Mark Fitzgibbon -- Sandler O'Neill & Partners. -- Analyst

Okay. And it looked like construction loan balances were up quite a bit. I know it's off a very low base but is it commercial construction, residential construction, and what geography is that coming from?

Paul A. Perrault -- President and Chief Executive Officer

It is virtually all commercial construction. We do very, very little residential construction, and it would be pretty uniformly across all of our markets. Everything continues to be very strong in Rhode Island and in Massachusetts, Southern New Hampshire and so it's not any one particular project, it was just a lot going on.

Mark Fitzgibbon -- Sandler O'Neill & Partners. -- Analyst

Okay. And then I was a little surprised. It looked like your average CD cost rose a little bit this quarter, 4 or 5 basis points. Should we expect that, that's going to turn the corner in the fourth quarter and we'll start to see those CD rates coming down?

Carl M. Carlson -- Chief Financial Officer

Yes. Part of that just is carryover from the previous guide.

Paul A. Perrault -- President and Chief Executive Officer

Yes. I think that's the residual from the early part of the year when it was pretty aggressive around here in the CD rate business.

Mark Fitzgibbon -- Sandler O'Neill & Partners. -- Analyst

Okay. And then could you just -- any guidance you can provide to us on the margin over the next quarter or 2 would be great.

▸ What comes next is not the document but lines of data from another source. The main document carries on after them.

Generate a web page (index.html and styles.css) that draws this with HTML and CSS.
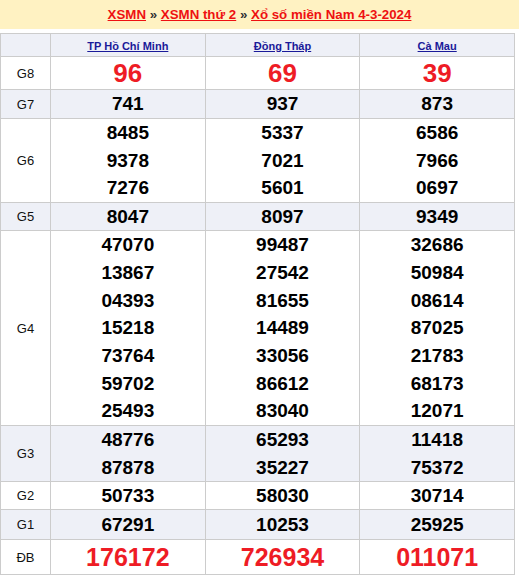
FILE: index.html
```html
<!DOCTYPE html>
<html lang="vi">
<head>
<meta charset="utf-8">
<link rel="stylesheet" href="styles.css">
</head>
<body>
<div class="title">
  <a href="#">XSMN</a> <span class="sep">»</span> <a href="#">XSMN thứ 2</a> <span class="sep">»</span> <a href="#">Xổ số miền Nam 4-3-2024</a>
</div>
<table class="kq">
  <tr class="head shade">
    <td class="lbl"></td>
    <td><a href="#">TP Hồ Chí Minh</a></td>
    <td><a href="#">Đồng Tháp</a></td>
    <td><a href="#">Cà Mau</a></td>
  </tr>
  <tr class="r-g8">
    <td class="lbl">G8</td>
    <td class="big">96</td><td class="big">69</td><td class="big">39</td>
  </tr>
  <tr class="r-g7 shade">
    <td class="lbl">G7</td>
    <td class="num">741</td><td class="num">937</td><td class="num">873</td>
  </tr>
  <tr class="r-g6">
    <td class="lbl">G6</td>
    <td class="num"><div>8485</div><div>9378</div><div>7276</div></td>
    <td class="num"><div>5337</div><div>7021</div><div>5601</div></td>
    <td class="num"><div>6586</div><div>7966</div><div>0697</div></td>
  </tr>
  <tr class="r-g5 shade">
    <td class="lbl">G5</td>
    <td class="num">8047</td><td class="num">8097</td><td class="num">9349</td>
  </tr>
  <tr class="r-g4">
    <td class="lbl">G4</td>
    <td class="num"><div>47070</div><div>13867</div><div>04393</div><div>15218</div><div>73764</div><div>59702</div><div>25493</div></td>
    <td class="num"><div>99487</div><div>27542</div><div>81655</div><div>14489</div><div>33056</div><div>86612</div><div>83040</div></td>
    <td class="num"><div>32686</div><div>50984</div><div>08614</div><div>87025</div><div>21783</div><div>68173</div><div>12071</div></td>
  </tr>
  <tr class="r-g3 shade">
    <td class="lbl">G3</td>
    <td class="num"><div>48776</div><div>87878</div></td>
    <td class="num"><div>65293</div><div>35227</div></td>
    <td class="num"><div>11418</div><div>75372</div></td>
  </tr>
  <tr class="r-g2">
    <td class="lbl">G2</td>
    <td class="num">50733</td><td class="num">58030</td><td class="num">30714</td>
  </tr>
  <tr class="r-g1 shade">
    <td class="lbl">G1</td>
    <td class="num">67291</td><td class="num">10253</td><td class="num">25925</td>
  </tr>
  <tr class="r-db">
    <td class="lbl">ĐB</td>
    <td class="db">176172</td><td class="db">726934</td><td class="db">011071</td>
  </tr>
</table>
</body>
</html>
```

FILE: styles.css
```css
html, body {
  margin: 0;
  padding: 0;
  background: #ffffff;
  font-family: "Liberation Sans", Arial, sans-serif;
}

.title {
  height: 29px;
  line-height: 30px;
  background: #fff2c2;
  text-align: center;
  font-size: 13.3px;
  font-weight: bold;
  color: #333333;
}

.title a {
  color: #ee1111;
  text-decoration: underline;
}

.title .sep {
  color: #333333;
}

.kq {
  margin-top: 4px;
  width: 515px;
  border-collapse: collapse;
  table-layout: fixed;
}

.kq td {
  border: 1px solid #cccccc;
  text-align: center;
  vertical-align: middle;
  padding: 0;
  color: #000000;
}

.kq td.lbl {
  width: 49px;
  font-size: 13px;
  color: #111111;
}

.shade td {
  background: #eef0f7;
}

.head {
  height: 23px;
}

.head a {
  font-size: 11px;
  font-weight: bold;
  color: #1a1a99;
  text-decoration: underline;
}

.num {
  font-size: 19px;
  font-weight: bold;
}

.num div {
  line-height: 27.7px;
}

.big {
  font-size: 26px;
  font-weight: bold;
  color: #ee1c25 !important;
}

.db {
  font-size: 25px;
  font-weight: bold;
  color: #ee1c25 !important;
}

.r-g8 { height: 33px; }
.r-g7 { height: 29px; }
.r-g5 { height: 28px; }
.r-g2 { height: 28px; }
.r-g1 { height: 30px; }
.r-db { height: 35px; }
```
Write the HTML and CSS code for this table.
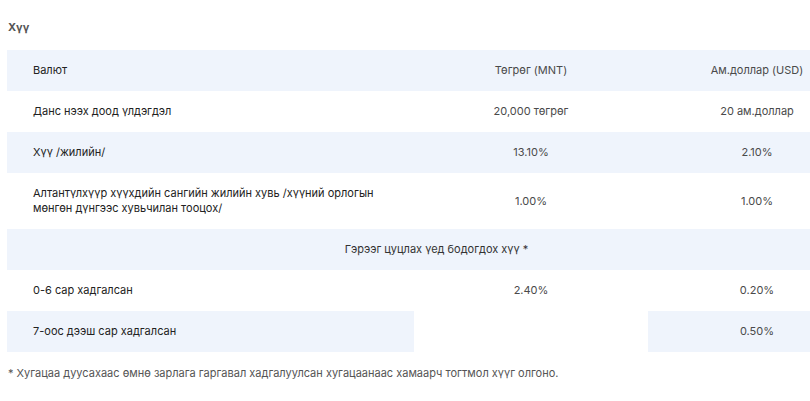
FILE: index.html
```html
<!DOCTYPE html>
<html lang="mn">
<head>
<meta charset="utf-8">
<title>Хүү</title>
<link rel="stylesheet" href="styles.css">
</head>
<body>
<div class="page">
  <h3 class="title">Хүү</h3>
  <div class="scroller">
    <table class="rates">
      <colgroup>
        <col class="c1"><col class="c2"><col class="c3">
      </colgroup>
      <tr class="shade">
        <td class="name">Валют</td>
        <td class="val">Төгрөг (MNT)</td>
        <td class="val">Ам.доллар (USD)</td>
      </tr>
      <tr>
        <td class="name">Данс нээх доод үлдэгдэл</td>
        <td class="val">20,000 төгрөг</td>
        <td class="val">20 ам.доллар</td>
      </tr>
      <tr class="shade">
        <td class="name">Хүү /жилийн/</td>
        <td class="val">13.10%</td>
        <td class="val">2.10%</td>
      </tr>
      <tr>
        <td class="name">Алтантүлхүүр хүүхдийн сангийн жилийн хувь /хүүний орлогын<br>мөнгөн дүнгээс хувьчилан тооцох/</td>
        <td class="val">1.00%</td>
        <td class="val">1.00%</td>
      </tr>
      <tr class="shade">
        <td class="group" colspan="3">Гэрээг цуцлах үед бодогдох хүү *</td>
      </tr>
      <tr>
        <td class="name">0-6 сар хадгалсан</td>
        <td class="val">2.40%</td>
        <td class="val">0.20%</td>
      </tr>
      <tr class="shade">
        <td class="name">7-оос дээш сар хадгалсан</td>
        <td class="val blank"></td>
        <td class="val">0.50%</td>
      </tr>
    </table>
  </div>
  <p class="note">* Хугацаа дуусахаас өмнө зарлага гаргавал хадгалуулсан хугацаанаас хамаарч тогтмол хүүг олгоно.</p>
</div>
</body>
</html>
```
FILE: styles.css
```css
html, body {
  margin: 0;
  padding: 0;
  background: #ffffff;
}
body {
  font-family: Inter, "Noto Sans", sans-serif;
  font-size: 11px;
  color: #222;
}
.page {
  width: 810px;
  padding: 19px 0 0 7px;
  box-sizing: border-box;
  overflow: hidden;
}
.title {
  margin: 0 0 15px 1px;
  font-size: 11px;
  line-height: 16px;
  font-weight: 700;
  color: #555;
}
.scroller {
  width: 803px;
  overflow: hidden;
}
.rates {
  border-collapse: collapse;
  width: 859px;
  table-layout: fixed;
}
.c1 { width: 407px; }
.c2 { width: 234px; }
.c3 { width: 218px; }
.rates td {
  padding: 13px 0;
  line-height: 15px;
  vertical-align: middle;
}
.shade td {
  background: #eff4fc;
}
.shade td.blank {
  background: #ffffff;
}
.name {
  padding-left: 26px !important;
  color: #222;
}
.val {
  text-align: center;
  color: #4a4a4a;
}
.group {
  text-align: center;
  color: #333;
}
.note {
  margin: 14px 0 0 1px;
  line-height: 15px;
  color: #555;
}
```
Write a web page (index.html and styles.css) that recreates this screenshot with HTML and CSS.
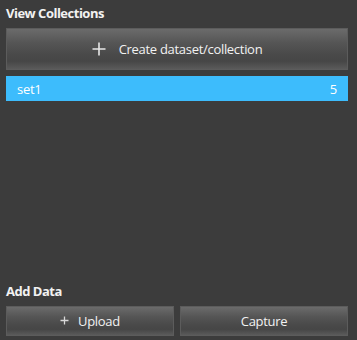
FILE: index.html
```html
<!DOCTYPE html>
<html>
<head>
  <meta charset="utf-8">
  <title>Collections</title>
  <link rel="stylesheet" href="styles.css">
</head>
<body>
  <div class="panel">
    <h2 class="title">View Collections</h2>
    <button class="btn btn-big">
      <svg class="plus" width="14" height="14" viewBox="0 0 14 14"><path d="M7 0.5V13.5M0.5 7H13.5" stroke="#e8e8e8" stroke-width="1.6"/></svg>
      Create dataset/collection
    </button>

    <div class="collection selected">
      <span>set1</span>
      <span class="count">5</span>
    </div>

    <div class="add-data">
      <h2 class="title">Add Data</h2>
      <div class="btn-row">
        <button class="btn">
          <svg class="plus small" width="9" height="9" viewBox="0 0 9 9"><path d="M4.5 0.5V8.5M0.5 4.5H8.5" stroke="#d8d8d8" stroke-width="1.3"/></svg>
          Upload
        </button>
        <button class="btn">Capture</button>
      </div>
    </div>
  </div>
</body>
</html>
```

FILE: styles.css
```css
html, body {
  margin: 0;
  padding: 0;
  background: #3c3c3c;
}

body {
  font-family: "Open Sans", "DejaVu Sans", sans-serif;
  color: #f0f0f0;
}

.panel {
  display: flex;
  flex-direction: column;
  box-sizing: border-box;
  height: 340px;
  padding: 5px 9px 4px 6px;
}

.title {
  margin: 0 0 7px;
  font-size: 13px;
  line-height: 16px;
  font-weight: 700;
  letter-spacing: -0.5px;
  color: #f2f2f2;
}

.btn {
  display: flex;
  align-items: center;
  justify-content: center;
  gap: 10px;
  box-sizing: border-box;
  height: 30px;
  padding: 0;
  border: 1px solid #5c5c5c;
  background: linear-gradient(#6b6b6b 0%, #555 35%, #494949 65%, #464646 80%, #5a5a5a 100%);
  color: #f2f2f2;
  font-family: inherit;
  font-size: 13px;
  letter-spacing: -0.3px;
  cursor: pointer;
}

.btn-big {
  height: 42px;
  gap: 13px;
}

.plus.small {
  margin-top: -2px;
}

.collection {
  display: flex;
  justify-content: space-between;
  align-items: center;
  height: 25px;
  margin-top: 6px;
  padding: 0 11px 0 11px;
  font-size: 13px;
  letter-spacing: -0.3px;
}

.collection.selected {
  background: #3dbcfc;
  color: #fff;
}

.add-data {
  margin-top: auto;
}

.btn-row {
  display: flex;
  gap: 6px;
}

.btn-row .btn {
  flex: 1;
  gap: 9px;
}
```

Carl M. Carlson -- Chief Financial Officer

Yes. So the relatively flat yield curve with the falling short-term rates will continue to put pressure on our net interest margin. We've definitely come off the peaks in the CD pricing, but we'll still see customer migration into those products. So our modeling currently reflects 1 cut in October, which will probably result in our net interest margin in 3.39% range for Q4 and right now, we're approximating a 350 NIM for 2020. As far as like -- for every 25 basis point impact, we typically see 6 to 7 basis point impact in the immediate quarter. And then with the following quarter, it catching up on the -- as our CDs and borrowings reprice.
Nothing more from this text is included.